Amparado pela longa história de expansionismo imperial sob o czarismo e o comunismo, ele considera a Europa Oriental, o Cáucaso e os Balcãs áreas de influência natural da Rússia no seu front ocidental. O Kremlin ambiciona recuperar ao menos parte dos territórios perdidos pela Rússia com o fim da União Soviética.
Seus alvos são a Ucrânia e a Moldávia no Leste Europeu, a Lituânia, a Letônia e a Estônia no Báltico, e a Geórgia e a Armênia no Cáucaso. A invasão da Geórgia e a incorporação das províncias da Ossétia do Sul e Abecásia em 2008, a anexação da Criméia em 2014, a intervenção militar na Síria a partir de 2015, e a atual invasão da Ucrânia são partes dessa meticulosa política de segurança nacional.
A inserção dos Estados Unidos no jogo das grandes potências levou à primeira crise de legitimidade da raison d’état desde a Paz de Westfália.
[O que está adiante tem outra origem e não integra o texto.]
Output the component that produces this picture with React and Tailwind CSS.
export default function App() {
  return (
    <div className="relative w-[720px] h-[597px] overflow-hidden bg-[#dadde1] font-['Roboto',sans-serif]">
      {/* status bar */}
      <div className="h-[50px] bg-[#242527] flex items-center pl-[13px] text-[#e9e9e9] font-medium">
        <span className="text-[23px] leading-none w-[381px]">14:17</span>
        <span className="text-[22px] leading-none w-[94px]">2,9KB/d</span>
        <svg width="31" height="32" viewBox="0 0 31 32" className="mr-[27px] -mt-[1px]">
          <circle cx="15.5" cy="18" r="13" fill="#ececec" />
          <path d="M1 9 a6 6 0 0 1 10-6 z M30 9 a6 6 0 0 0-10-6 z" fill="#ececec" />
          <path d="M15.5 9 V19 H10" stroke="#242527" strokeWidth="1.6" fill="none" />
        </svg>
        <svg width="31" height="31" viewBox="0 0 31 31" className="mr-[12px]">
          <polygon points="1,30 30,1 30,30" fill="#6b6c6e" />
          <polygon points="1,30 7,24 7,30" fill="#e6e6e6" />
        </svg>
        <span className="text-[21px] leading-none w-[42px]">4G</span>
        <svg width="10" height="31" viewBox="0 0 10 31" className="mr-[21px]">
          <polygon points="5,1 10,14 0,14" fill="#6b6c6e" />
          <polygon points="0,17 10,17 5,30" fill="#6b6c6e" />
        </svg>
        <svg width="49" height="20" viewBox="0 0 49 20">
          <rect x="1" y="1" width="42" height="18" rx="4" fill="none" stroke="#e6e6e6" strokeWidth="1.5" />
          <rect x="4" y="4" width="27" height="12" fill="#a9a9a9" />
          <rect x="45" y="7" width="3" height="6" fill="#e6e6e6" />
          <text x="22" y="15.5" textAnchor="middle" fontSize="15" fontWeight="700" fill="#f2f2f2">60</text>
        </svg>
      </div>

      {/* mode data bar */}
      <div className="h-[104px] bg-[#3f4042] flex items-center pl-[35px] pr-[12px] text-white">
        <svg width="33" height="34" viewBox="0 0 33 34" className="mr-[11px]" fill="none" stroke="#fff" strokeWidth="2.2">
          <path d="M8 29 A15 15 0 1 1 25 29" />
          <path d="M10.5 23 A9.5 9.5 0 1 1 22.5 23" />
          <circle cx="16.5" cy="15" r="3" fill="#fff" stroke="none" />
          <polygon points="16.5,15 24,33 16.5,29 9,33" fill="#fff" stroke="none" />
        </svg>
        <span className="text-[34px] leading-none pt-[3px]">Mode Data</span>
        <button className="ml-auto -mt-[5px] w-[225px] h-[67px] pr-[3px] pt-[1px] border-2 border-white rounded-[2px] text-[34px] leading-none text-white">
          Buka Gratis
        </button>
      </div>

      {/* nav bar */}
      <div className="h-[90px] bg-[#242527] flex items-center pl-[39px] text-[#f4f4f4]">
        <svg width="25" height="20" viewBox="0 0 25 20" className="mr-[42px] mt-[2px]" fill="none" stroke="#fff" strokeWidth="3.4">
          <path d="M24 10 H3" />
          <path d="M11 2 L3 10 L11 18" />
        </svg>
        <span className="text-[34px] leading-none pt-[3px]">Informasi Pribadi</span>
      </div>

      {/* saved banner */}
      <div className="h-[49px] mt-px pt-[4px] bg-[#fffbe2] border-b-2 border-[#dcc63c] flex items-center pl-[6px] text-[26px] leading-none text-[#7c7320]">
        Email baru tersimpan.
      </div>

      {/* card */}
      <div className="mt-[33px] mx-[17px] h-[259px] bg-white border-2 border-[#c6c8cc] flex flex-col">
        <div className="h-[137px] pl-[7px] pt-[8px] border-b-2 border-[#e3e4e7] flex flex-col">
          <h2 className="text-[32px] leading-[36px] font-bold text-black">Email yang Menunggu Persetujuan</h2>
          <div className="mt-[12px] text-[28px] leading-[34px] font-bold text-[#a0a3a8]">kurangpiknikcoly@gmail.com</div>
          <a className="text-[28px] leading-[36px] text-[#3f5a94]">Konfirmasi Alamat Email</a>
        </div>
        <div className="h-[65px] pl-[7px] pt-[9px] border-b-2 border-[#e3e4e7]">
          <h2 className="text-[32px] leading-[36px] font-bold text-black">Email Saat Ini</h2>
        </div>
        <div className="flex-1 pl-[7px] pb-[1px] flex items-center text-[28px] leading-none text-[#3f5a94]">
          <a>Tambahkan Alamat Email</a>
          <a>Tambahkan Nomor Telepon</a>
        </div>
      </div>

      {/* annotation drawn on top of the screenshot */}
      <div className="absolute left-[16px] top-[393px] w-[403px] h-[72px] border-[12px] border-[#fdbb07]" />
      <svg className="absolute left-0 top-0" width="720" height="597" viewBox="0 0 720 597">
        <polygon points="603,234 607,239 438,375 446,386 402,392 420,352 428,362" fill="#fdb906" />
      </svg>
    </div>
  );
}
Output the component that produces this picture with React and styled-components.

A hegemonia da corrente democrática liberal americana, que resultou na criação da Liga das Nações e da ONU, tornou primitiva e obsoleta a velha racionalidade de Estado europeia.
Mas, ironicamente, o que o mundo tem visto em mais de cem anos de internacionalismo legalista é que a defesa de um sistema internacional baseado na concepção de paz perpétua tem sido usada de legitimar a guerra e o terror de Estado. E que o poder irrestrito dos Estados Unidos tornou inevitável o escancaramento da conduta hipócrita do mundo ocidental.
O uso cínico da Guerra ao Terror, a partir de 2001, para avançar e consolidar os interesses geoestratégicos de Washington foi fundamental para a eclosão de tensões e conflitos entre novas e velhas potências. É dos escombros de toda essa tragédia moral que renasce na Europa do Leste a velha razão de Estado.